Equal Respect No Matter the Height By Cato
Our opponents will argue that the right of contracts between individuals is sufficient grounds to justify our student government paying two little people to wrestle in jello for the pleasure of a crowd of inebriated college students. They misinterpret entirely the general problem represented by this event. The issue at hand is not at all whether the right of contract is generally valid, there is no disagreement there; it is whether we are right to make this contract in particular. It is our intention to demonstrate that our opponents’ argument is not consistent and that for this student body to condone and participate in such an exhibition is degrading to our own public image and sense of social responsibility. While our opponents treat these wrestlers as individuals in order to defend their right to contract, they neglect the fact that they have been hired by virtue of their membership in a certain minority group. If this were nothing more than a transaction between individuals why did we seek members of this group in specific? It is undeniable that it is the specific physical characteristics of little people that provide the entertainment that we look to derive from their wrestling in jello. This is a contract between individuals, but it is also much more. This is the subjugation of a minority group defined by its particular physical attributes by the majority for the express reason of those characteristics.

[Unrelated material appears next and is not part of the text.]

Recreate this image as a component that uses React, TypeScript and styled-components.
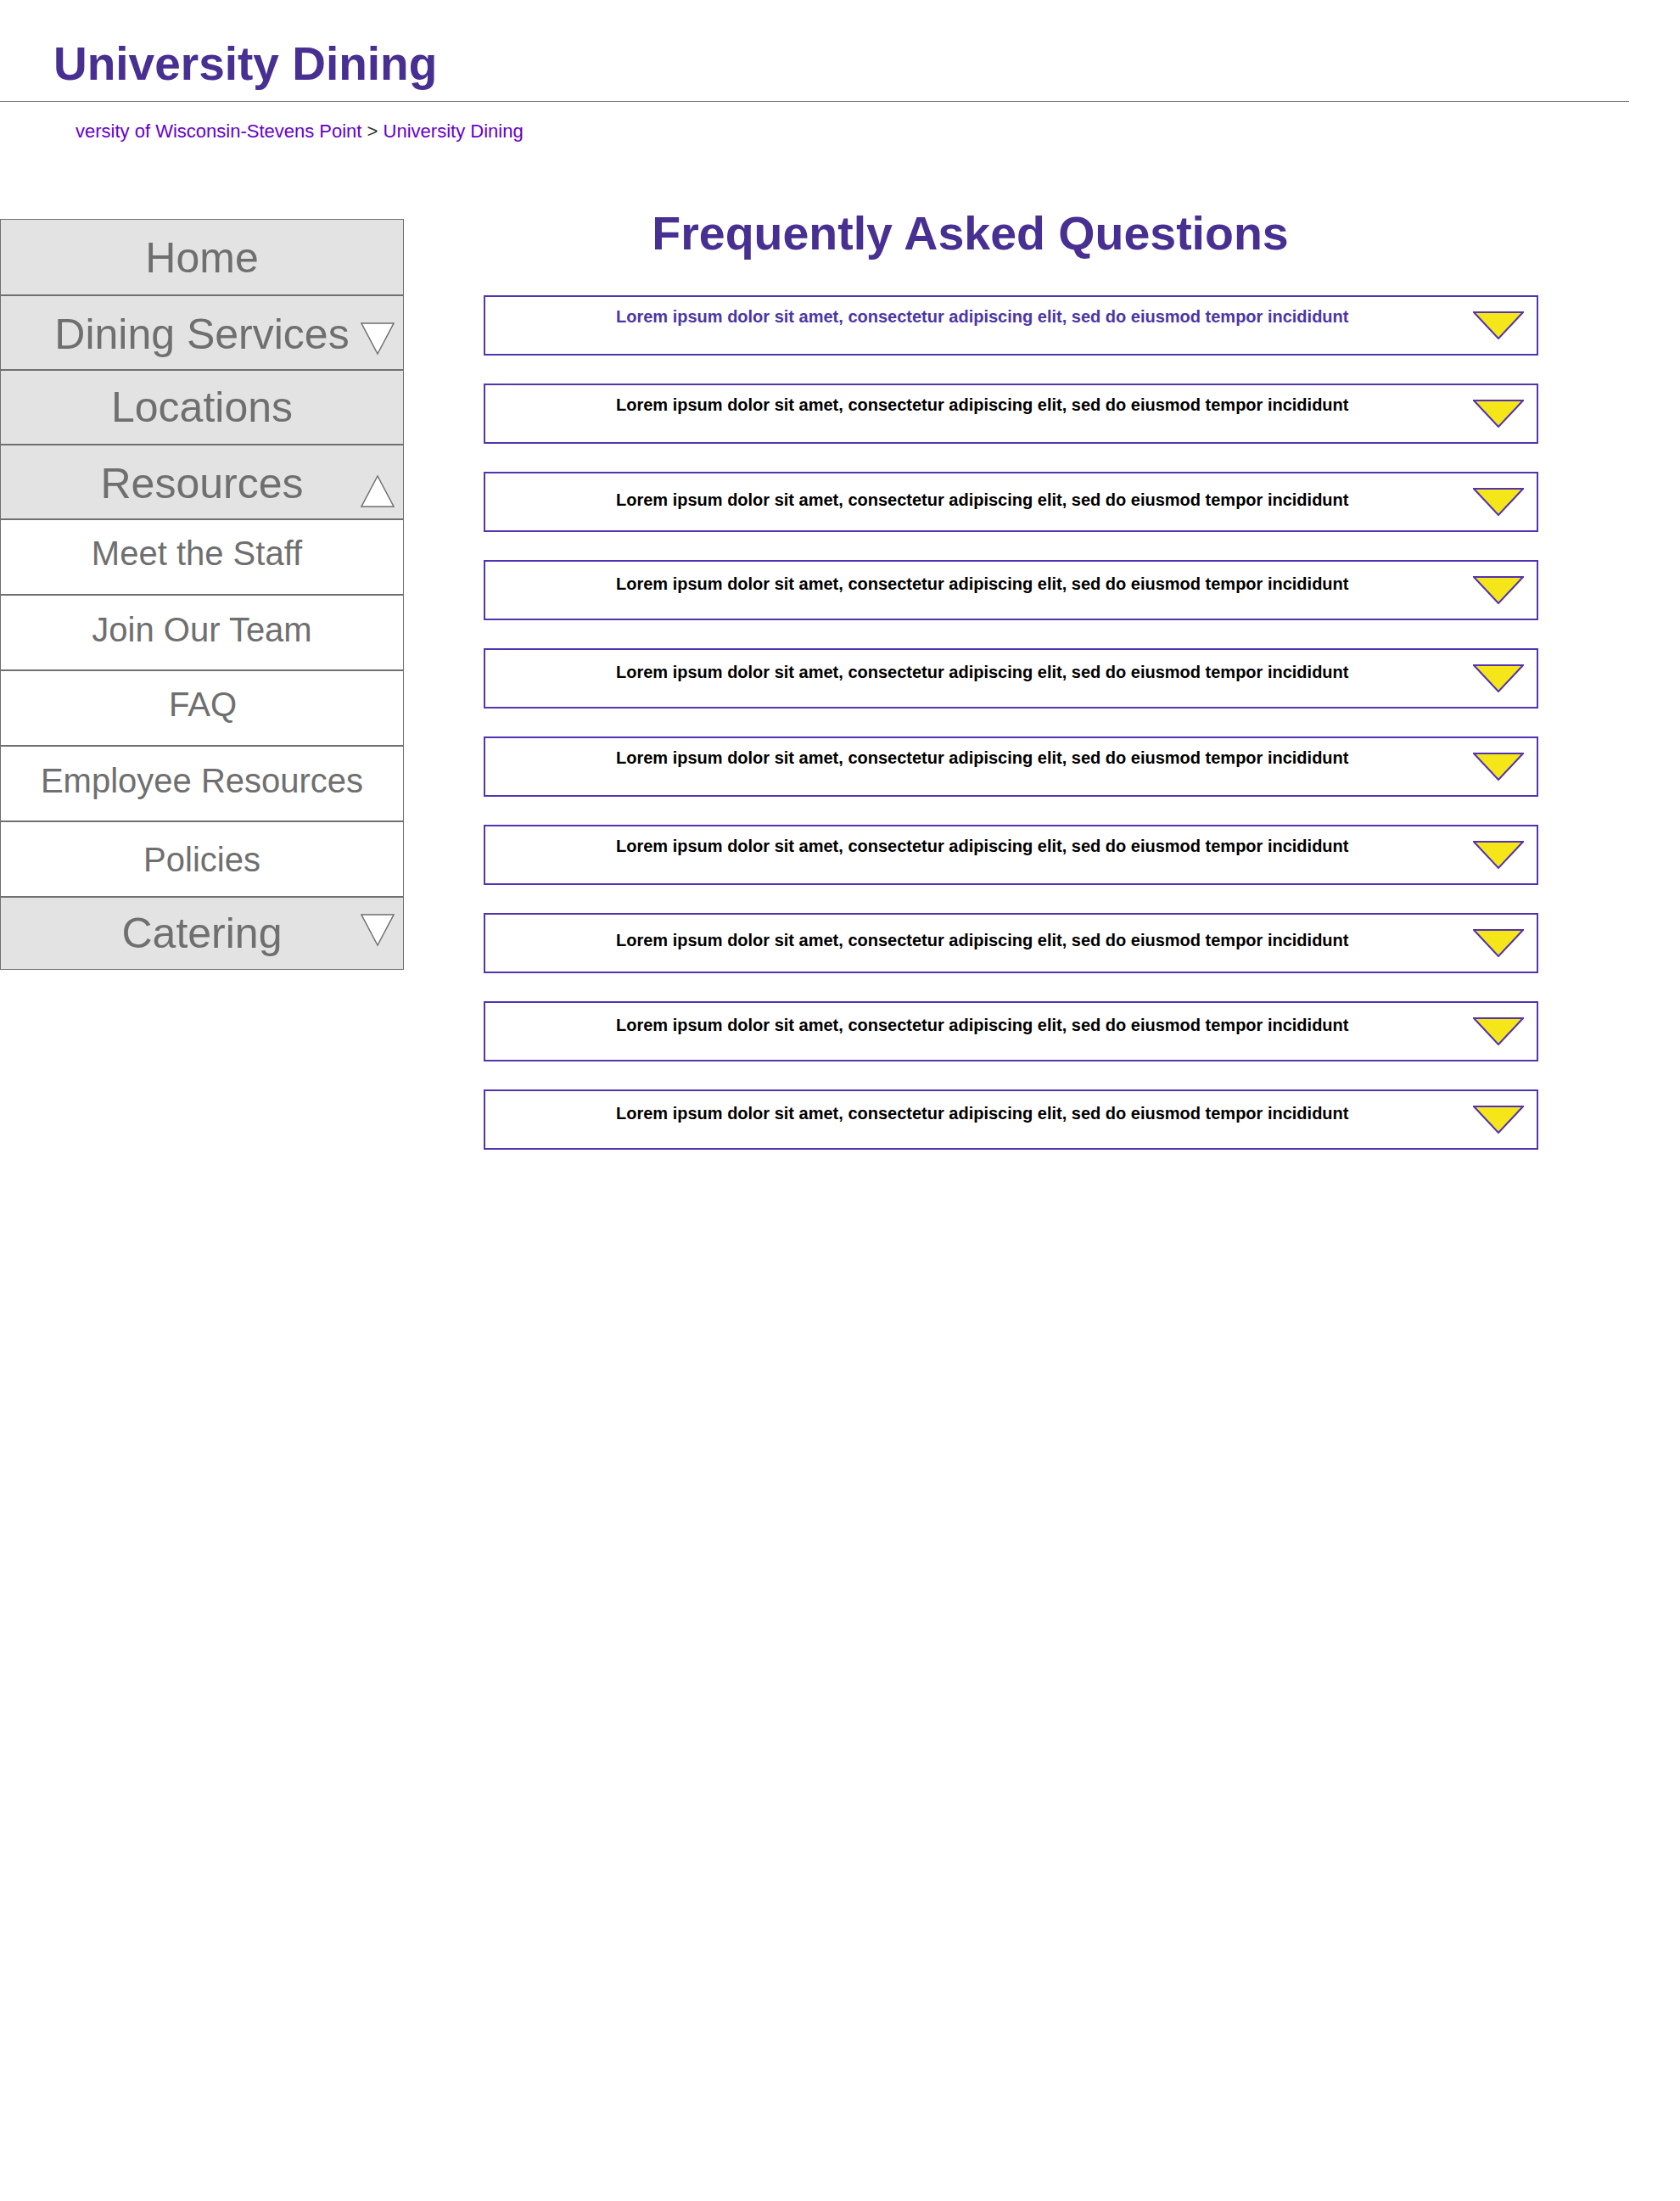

For such a large segment of our student body to so actively and so publicly participate in this oppression is despicable and disgusting. What if instead of little people in the ring instead we had hired two African-Americans to battle it out with spears and shields. The crowd surrounds them amused by their simulated savagery and tribalism. This is how the majority has always oppressed the minority. The specifics have been different but the result has always been the same; the majority exerts and expands its power over the minority by humiliating them and reasserting their inferiority. What this student body and our opponents are explicitly saying is that these people are nothing more than an amusement, not individuals at all. To assert the individual rights of people who you treat as less than human in other circumstances is inconsistent to the point of hypocrisy.
It is not wrong for us to hire others to perform for the sake of our personal entertainment, and it is not wrong for anyone to voluntarily humiliate themselves for the sake of others’ entertainment. What is wrong, egregiously and sickeningly wrong, is for us to voluntarily participate in the continued subjugation of a group of people for nothing more than some set of physical traits that they possess by chance.
Even if you find yourself unable to accept the fact that you are a heightist bastard there is at least one thing that is clear. The majority of society does consider "midget jello wrestling" to be hedonistic and discriminatory, and it has become a stereotype of idiotic college students to objectify women and dwarfs in this manner. It is not in our best interest as a college community to degrade ourselves by becoming the perfect example of what society finds wrong with frat-boy culture. I will not deny that there is a monetary benefit to the individual dwarfs who jello-wrestled, and I suppose some of us students took pleasure in the debasement of those wrestlers, but the costs to our image as a community, and the general costs to a society that still keeps short people from achieving on the same level as tall people are much greater.